━━━ Given information

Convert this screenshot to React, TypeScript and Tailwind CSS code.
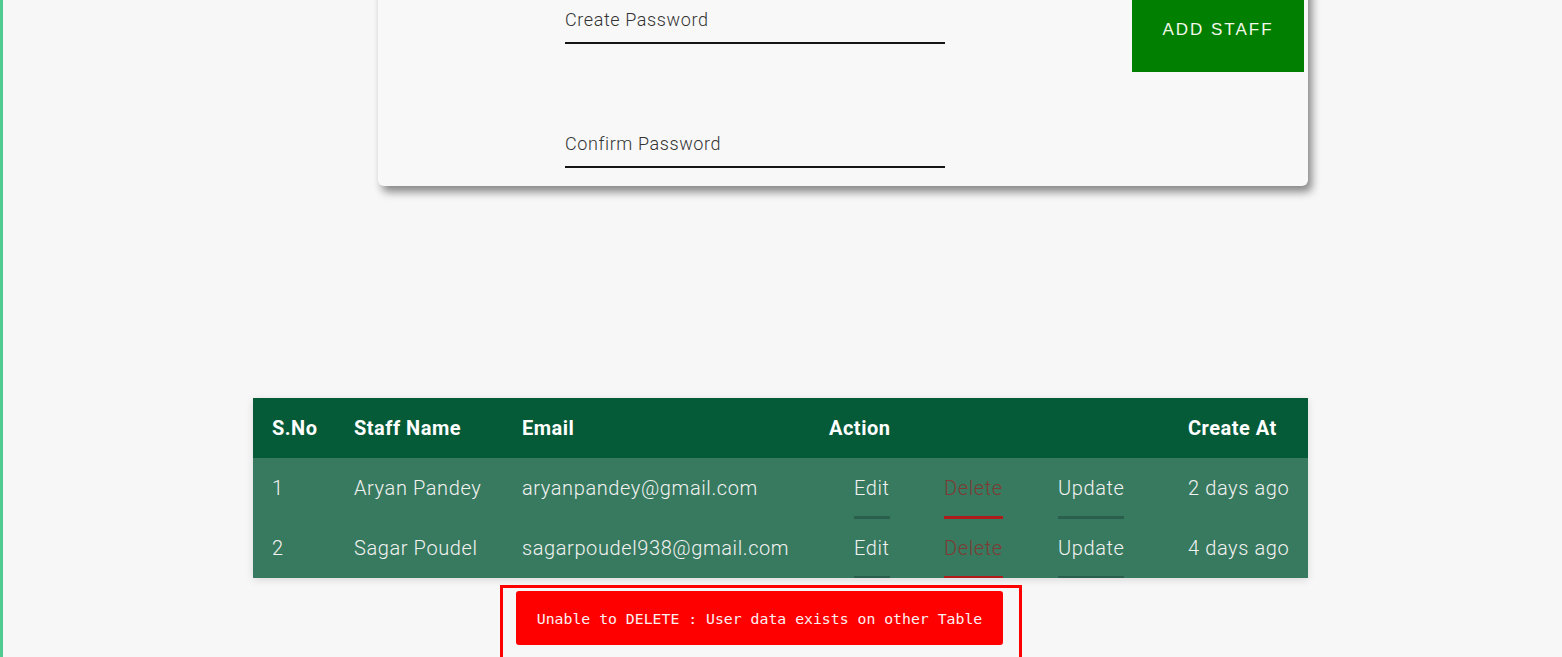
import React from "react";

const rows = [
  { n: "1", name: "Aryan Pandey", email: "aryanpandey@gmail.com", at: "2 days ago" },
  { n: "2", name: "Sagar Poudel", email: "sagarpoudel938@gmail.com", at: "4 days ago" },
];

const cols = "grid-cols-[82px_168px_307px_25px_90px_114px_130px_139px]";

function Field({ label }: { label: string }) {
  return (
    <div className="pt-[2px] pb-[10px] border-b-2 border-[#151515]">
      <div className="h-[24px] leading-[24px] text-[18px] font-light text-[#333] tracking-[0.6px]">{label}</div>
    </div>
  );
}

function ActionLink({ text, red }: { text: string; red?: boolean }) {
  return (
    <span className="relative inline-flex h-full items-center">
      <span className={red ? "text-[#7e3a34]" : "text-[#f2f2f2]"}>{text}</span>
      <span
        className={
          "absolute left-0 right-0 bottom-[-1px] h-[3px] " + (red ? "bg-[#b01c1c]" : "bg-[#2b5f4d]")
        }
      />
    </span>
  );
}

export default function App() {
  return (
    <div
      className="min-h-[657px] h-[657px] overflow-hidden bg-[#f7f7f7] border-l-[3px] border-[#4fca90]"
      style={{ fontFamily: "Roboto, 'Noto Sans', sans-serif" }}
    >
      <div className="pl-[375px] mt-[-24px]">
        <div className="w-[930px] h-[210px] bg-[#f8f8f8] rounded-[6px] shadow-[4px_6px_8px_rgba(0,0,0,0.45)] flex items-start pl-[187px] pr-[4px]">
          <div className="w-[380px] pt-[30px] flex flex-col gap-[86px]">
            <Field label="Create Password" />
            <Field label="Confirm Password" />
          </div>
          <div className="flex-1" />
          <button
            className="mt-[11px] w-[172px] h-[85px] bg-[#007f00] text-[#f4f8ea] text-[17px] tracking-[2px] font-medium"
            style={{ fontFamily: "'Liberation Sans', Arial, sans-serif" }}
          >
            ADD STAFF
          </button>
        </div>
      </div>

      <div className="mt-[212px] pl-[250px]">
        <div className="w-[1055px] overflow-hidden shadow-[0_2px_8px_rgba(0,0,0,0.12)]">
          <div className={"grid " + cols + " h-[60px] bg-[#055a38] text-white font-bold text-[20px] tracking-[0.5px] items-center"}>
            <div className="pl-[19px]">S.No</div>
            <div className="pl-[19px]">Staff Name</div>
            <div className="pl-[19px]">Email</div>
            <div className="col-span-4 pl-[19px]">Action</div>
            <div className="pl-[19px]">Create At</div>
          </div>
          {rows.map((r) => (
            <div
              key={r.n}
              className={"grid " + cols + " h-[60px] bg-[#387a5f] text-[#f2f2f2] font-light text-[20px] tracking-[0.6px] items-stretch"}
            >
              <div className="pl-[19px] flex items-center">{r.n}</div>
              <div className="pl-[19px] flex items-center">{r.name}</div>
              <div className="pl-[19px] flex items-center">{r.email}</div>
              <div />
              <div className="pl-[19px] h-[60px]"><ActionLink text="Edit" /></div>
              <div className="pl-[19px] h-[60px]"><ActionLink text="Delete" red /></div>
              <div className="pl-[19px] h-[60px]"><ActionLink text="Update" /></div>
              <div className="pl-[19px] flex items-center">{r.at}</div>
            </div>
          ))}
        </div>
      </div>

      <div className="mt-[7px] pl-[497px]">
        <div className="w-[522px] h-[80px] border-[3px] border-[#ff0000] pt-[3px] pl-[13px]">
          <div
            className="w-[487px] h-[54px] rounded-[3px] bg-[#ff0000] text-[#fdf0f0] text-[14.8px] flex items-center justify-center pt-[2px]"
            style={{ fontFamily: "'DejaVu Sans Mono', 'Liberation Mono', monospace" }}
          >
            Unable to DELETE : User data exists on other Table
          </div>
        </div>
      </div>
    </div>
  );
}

━━━━━━

◆ Goal of the exercise
Reproduce the material in full, word for word, and omit the pictures.

◆ Response
Convert this screenshot to React, TypeScript and Tailwind CSS code.
import React from "react";

const rows = [
  { n: "1", name: "Aryan Pandey", email: "aryanpandey@gmail.com", at: "2 days ago" },
  { n: "2", name: "Sagar Poudel", email: "sagarpoudel938@gmail.com", at: "4 days ago" },
];

const cols = "grid-cols-[82px_168px_307px_25px_90px_114px_130px_139px]";

function Field({ label }: { label: string }) {
  return (
    <div className="pt-[2px] pb-[10px] border-b-2 border-[#151515]">
      <div className="h-[24px] leading-[24px] text-[18px] font-light text-[#333] tracking-[0.6px]">{label}</div>
    </div>
  );
}

function ActionLink({ text, red }: { text: string; red?: boolean }) {
  return (
    <span className="relative inline-flex h-full items-center">
      <span className={red ? "text-[#7e3a34]" : "text-[#f2f2f2]"}>{text}</span>
      <span
        className={
          "absolute left-0 right-0 bottom-[-1px] h-[3px] " + (red ? "bg-[#b01c1c]" : "bg-[#2b5f4d]")
        }
      />
    </span>
  );
}

export default function App() {
  return (
    <div
      className="min-h-[657px] h-[657px] overflow-hidden bg-[#f7f7f7] border-l-[3px] border-[#4fca90]"
      style={{ fontFamily: "Roboto, 'Noto Sans', sans-serif" }}
    >
      <div className="pl-[375px] mt-[-24px]">
        <div className="w-[930px] h-[210px] bg-[#f8f8f8] rounded-[6px] shadow-[4px_6px_8px_rgba(0,0,0,0.45)] flex items-start pl-[187px] pr-[4px]">
          <div className="w-[380px] pt-[30px] flex flex-col gap-[86px]">
            <Field label="Create Password" />
            <Field label="Confirm Password" />
          </div>
          <div className="flex-1" />
          <button
            className="mt-[11px] w-[172px] h-[85px] bg-[#007f00] text-[#f4f8ea] text-[17px] tracking-[2px] font-medium"
            style={{ fontFamily: "'Liberation Sans', Arial, sans-serif" }}
          >
            ADD STAFF
          </button>
        </div>
      </div>

      <div className="mt-[212px] pl-[250px]">
        <div className="w-[1055px] overflow-hidden shadow-[0_2px_8px_rgba(0,0,0,0.12)]">
          <div className={"grid " + cols + " h-[60px] bg-[#055a38] text-white font-bold text-[20px] tracking-[0.5px] items-center"}>
            <div className="pl-[19px]">S.No</div>
            <div className="pl-[19px]">Staff Name</div>
            <div className="pl-[19px]">Email</div>
            <div className="col-span-4 pl-[19px]">Action</div>
            <div className="pl-[19px]">Create At</div>
          </div>
          {rows.map((r) => (
            <div
              key={r.n}
              className={"grid " + cols + " h-[60px] bg-[#387a5f] text-[#f2f2f2] font-light text-[20px] tracking-[0.6px] items-stretch"}
            >
              <div className="pl-[19px] flex items-center">{r.n}</div>
              <div className="pl-[19px] flex items-center">{r.name}</div>
              <div className="pl-[19px] flex items-center">{r.email}</div>
              <div />
              <div className="pl-[19px] h-[60px]"><ActionLink text="Edit" /></div>
              <div className="pl-[19px] h-[60px]"><ActionLink text="Delete" red /></div>
              <div className="pl-[19px] h-[60px]"><ActionLink text="Update" /></div>
              <div className="pl-[19px] flex items-center">{r.at}</div>
            </div>
          ))}
        </div>
      </div>

      <div className="mt-[7px] pl-[497px]">
        <div className="w-[522px] h-[80px] border-[3px] border-[#ff0000] pt-[3px] pl-[13px]">
          <div
            className="w-[487px] h-[54px] rounded-[3px] bg-[#ff0000] text-[#fdf0f0] text-[14.8px] flex items-center justify-center pt-[2px]"
            style={{ fontFamily: "'DejaVu Sans Mono', 'Liberation Mono', monospace" }}
          >
            Unable to DELETE : User data exists on other Table
          </div>
        </div>
      </div>
    </div>
  );
}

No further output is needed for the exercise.